» **Request**
Out of the lines below, please list those that hold the string "index".

» **Recorded data**
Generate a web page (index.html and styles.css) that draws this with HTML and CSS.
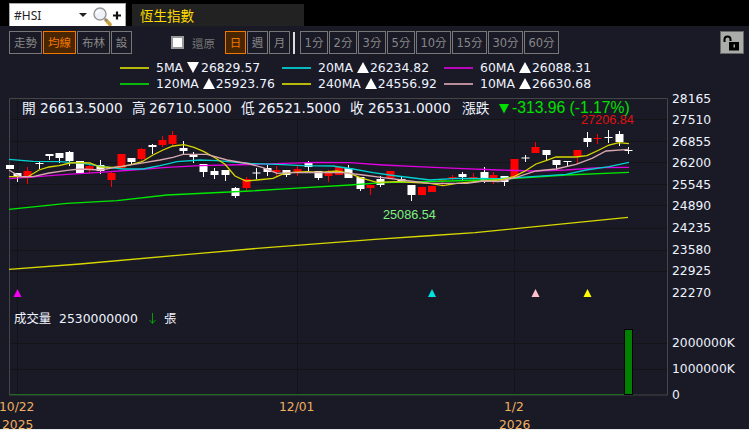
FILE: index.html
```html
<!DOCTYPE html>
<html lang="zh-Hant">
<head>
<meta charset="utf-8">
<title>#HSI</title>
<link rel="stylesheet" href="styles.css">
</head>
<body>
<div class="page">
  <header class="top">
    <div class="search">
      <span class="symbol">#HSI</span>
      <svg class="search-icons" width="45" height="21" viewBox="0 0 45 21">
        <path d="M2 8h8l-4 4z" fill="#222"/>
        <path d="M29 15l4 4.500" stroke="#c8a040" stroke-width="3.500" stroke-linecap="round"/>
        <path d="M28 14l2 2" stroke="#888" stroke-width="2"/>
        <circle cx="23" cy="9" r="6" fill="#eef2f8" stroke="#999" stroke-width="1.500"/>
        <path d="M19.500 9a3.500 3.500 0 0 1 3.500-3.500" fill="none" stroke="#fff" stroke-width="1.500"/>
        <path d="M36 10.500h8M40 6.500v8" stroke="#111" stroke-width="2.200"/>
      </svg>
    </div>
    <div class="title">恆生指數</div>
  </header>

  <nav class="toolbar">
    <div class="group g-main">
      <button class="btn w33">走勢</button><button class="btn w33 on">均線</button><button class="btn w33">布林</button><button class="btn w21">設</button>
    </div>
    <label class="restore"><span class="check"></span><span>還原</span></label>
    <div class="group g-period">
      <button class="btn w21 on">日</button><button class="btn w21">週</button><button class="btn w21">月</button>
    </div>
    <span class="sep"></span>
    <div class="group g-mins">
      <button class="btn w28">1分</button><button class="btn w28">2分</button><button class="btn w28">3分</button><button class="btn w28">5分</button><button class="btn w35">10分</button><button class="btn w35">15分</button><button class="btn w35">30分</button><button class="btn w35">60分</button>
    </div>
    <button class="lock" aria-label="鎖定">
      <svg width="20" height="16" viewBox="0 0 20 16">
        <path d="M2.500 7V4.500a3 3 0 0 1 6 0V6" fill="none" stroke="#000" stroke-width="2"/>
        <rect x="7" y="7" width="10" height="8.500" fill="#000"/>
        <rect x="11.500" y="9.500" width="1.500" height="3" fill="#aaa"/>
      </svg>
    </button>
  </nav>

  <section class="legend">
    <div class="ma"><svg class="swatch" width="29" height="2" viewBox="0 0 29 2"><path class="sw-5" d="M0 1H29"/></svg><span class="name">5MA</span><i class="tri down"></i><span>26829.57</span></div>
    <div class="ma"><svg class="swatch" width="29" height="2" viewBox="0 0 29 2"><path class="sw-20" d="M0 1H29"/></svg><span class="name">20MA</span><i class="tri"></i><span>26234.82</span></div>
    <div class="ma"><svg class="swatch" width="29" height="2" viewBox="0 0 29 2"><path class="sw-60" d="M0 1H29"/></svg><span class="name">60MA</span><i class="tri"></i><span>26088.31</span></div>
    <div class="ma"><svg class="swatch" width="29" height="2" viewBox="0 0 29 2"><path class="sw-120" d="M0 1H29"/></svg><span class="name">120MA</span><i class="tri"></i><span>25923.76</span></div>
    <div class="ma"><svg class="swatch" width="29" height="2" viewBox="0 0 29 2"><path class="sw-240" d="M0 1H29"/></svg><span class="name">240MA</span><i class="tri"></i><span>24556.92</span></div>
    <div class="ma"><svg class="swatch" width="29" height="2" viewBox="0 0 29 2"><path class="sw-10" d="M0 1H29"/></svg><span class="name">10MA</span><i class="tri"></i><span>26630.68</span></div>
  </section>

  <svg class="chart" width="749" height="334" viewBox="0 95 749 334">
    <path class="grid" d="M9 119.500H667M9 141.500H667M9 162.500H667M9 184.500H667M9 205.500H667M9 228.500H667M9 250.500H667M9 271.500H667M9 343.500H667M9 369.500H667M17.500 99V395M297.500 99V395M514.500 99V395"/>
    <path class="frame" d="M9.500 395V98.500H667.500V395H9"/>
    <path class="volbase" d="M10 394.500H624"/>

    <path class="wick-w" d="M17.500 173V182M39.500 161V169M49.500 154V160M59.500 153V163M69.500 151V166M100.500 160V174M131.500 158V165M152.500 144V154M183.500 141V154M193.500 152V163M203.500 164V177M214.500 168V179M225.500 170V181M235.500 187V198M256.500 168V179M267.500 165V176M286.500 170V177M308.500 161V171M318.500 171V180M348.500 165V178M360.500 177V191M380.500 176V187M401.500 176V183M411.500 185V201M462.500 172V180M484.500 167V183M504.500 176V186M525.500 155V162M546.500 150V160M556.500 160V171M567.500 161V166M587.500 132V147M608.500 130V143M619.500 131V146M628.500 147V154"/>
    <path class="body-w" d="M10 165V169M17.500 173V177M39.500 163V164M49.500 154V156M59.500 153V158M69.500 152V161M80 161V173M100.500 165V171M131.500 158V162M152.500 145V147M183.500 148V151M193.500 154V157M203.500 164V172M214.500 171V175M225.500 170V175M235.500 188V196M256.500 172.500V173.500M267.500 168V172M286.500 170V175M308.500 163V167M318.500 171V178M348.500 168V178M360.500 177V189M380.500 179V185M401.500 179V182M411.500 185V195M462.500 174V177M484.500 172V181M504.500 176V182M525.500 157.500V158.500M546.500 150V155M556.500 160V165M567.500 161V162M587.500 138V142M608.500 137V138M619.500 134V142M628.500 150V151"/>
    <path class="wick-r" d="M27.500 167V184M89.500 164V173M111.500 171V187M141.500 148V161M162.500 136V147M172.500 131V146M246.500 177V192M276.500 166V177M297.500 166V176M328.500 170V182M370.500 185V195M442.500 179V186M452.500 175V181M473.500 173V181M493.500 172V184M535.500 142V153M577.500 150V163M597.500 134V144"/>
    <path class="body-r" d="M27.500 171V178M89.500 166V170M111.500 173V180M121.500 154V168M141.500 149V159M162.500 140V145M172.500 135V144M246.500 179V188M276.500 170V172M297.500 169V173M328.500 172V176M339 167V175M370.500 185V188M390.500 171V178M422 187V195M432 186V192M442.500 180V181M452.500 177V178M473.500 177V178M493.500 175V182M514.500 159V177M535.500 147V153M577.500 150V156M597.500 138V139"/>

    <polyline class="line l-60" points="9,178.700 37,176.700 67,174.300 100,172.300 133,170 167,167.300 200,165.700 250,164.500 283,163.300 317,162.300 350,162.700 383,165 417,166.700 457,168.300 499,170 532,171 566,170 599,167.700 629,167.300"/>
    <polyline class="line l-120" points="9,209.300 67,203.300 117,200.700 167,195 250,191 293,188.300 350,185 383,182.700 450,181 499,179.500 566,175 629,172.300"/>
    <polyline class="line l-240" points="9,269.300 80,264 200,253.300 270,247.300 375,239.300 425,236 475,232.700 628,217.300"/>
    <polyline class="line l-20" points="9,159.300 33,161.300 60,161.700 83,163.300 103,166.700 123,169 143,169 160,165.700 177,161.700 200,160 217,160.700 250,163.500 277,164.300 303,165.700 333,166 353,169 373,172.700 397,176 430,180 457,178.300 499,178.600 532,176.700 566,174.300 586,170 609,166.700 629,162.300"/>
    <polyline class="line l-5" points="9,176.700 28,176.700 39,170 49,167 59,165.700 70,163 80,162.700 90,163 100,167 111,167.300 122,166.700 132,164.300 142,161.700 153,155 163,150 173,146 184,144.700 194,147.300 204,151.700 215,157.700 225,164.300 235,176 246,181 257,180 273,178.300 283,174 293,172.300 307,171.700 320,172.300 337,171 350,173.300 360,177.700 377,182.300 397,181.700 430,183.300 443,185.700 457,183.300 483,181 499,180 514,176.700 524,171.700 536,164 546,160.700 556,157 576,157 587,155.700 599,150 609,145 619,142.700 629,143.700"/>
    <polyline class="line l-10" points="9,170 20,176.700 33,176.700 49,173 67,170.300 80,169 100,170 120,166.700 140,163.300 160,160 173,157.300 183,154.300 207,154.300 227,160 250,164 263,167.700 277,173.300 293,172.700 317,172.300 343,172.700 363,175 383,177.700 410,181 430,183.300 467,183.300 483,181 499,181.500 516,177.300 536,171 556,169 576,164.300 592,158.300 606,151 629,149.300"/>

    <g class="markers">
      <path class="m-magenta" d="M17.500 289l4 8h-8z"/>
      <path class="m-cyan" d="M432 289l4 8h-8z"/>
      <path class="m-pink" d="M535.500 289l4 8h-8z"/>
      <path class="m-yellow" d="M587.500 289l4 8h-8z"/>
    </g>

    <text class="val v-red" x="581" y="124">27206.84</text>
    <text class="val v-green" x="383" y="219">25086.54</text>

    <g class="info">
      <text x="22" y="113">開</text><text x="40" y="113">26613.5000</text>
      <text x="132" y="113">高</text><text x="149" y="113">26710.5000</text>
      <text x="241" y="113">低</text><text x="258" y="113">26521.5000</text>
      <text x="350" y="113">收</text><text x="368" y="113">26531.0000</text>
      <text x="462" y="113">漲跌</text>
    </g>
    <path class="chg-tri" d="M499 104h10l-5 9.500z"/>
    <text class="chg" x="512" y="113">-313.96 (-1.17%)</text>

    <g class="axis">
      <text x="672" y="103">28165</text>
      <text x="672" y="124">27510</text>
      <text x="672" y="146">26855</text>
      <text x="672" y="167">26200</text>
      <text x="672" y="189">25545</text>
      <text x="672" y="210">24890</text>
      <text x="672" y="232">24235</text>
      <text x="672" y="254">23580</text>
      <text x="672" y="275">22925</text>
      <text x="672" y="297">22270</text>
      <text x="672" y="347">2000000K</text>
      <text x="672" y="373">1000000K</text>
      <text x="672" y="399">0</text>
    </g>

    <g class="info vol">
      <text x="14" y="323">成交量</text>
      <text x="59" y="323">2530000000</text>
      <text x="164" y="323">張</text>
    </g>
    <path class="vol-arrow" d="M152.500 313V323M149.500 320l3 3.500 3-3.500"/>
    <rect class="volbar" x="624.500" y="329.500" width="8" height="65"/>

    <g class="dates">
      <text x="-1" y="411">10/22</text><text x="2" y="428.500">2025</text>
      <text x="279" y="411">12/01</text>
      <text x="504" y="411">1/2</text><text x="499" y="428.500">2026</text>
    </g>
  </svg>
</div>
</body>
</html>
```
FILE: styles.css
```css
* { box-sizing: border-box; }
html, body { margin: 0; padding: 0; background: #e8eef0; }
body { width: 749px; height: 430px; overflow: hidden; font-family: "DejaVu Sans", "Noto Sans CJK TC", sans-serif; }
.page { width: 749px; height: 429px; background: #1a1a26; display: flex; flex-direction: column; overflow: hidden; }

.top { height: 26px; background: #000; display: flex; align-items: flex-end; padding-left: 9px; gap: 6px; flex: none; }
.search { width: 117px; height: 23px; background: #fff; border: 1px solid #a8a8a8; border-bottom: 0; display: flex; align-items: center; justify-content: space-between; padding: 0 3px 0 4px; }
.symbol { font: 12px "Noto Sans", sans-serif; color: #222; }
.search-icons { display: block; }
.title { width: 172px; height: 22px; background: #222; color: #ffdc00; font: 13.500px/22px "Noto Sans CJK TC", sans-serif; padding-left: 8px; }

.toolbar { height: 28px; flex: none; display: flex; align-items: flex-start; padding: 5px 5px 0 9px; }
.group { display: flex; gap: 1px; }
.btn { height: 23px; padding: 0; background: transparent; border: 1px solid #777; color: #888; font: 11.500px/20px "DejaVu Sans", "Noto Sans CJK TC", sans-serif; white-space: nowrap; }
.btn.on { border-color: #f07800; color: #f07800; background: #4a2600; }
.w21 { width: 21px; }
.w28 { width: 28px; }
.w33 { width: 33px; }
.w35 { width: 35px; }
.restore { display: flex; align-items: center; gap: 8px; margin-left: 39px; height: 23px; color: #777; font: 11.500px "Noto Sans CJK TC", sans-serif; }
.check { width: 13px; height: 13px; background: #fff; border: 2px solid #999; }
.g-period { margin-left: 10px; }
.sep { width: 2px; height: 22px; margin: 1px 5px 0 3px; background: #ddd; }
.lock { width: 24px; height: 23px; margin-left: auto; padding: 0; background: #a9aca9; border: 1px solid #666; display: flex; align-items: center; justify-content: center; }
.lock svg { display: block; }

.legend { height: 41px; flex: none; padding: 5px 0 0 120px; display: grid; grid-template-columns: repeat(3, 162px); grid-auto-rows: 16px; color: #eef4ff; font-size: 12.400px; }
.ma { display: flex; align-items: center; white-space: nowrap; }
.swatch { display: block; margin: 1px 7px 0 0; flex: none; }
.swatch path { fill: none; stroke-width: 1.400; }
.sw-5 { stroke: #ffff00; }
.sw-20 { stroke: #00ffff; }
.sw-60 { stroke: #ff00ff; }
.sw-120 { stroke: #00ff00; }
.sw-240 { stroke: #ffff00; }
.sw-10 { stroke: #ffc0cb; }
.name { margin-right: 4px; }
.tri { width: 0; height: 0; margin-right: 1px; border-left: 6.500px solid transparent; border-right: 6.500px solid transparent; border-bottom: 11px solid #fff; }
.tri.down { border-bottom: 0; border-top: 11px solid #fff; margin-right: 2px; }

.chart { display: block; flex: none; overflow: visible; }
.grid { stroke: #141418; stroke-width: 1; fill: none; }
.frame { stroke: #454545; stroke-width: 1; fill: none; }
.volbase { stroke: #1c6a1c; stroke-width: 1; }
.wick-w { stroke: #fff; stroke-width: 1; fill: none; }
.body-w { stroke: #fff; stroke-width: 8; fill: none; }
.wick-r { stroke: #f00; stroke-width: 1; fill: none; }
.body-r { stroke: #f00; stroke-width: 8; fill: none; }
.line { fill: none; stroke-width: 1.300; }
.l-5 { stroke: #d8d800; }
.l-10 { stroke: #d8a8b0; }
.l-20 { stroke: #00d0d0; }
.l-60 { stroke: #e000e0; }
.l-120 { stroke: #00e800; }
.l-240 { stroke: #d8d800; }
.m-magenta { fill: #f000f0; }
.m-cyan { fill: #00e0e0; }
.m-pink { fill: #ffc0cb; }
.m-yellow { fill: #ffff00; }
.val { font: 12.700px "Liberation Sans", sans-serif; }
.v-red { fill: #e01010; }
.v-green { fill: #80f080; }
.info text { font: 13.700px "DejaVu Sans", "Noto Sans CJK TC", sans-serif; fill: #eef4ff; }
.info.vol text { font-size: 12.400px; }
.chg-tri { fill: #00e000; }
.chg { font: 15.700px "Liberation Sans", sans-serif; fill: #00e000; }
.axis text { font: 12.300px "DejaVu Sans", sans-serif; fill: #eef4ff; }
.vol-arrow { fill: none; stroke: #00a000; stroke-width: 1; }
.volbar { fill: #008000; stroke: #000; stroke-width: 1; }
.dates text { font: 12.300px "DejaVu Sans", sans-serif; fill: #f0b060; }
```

» **Exercise solution**
Generate a web page (index.html and styles.css) that draws this with HTML and CSS.
FILE: index.html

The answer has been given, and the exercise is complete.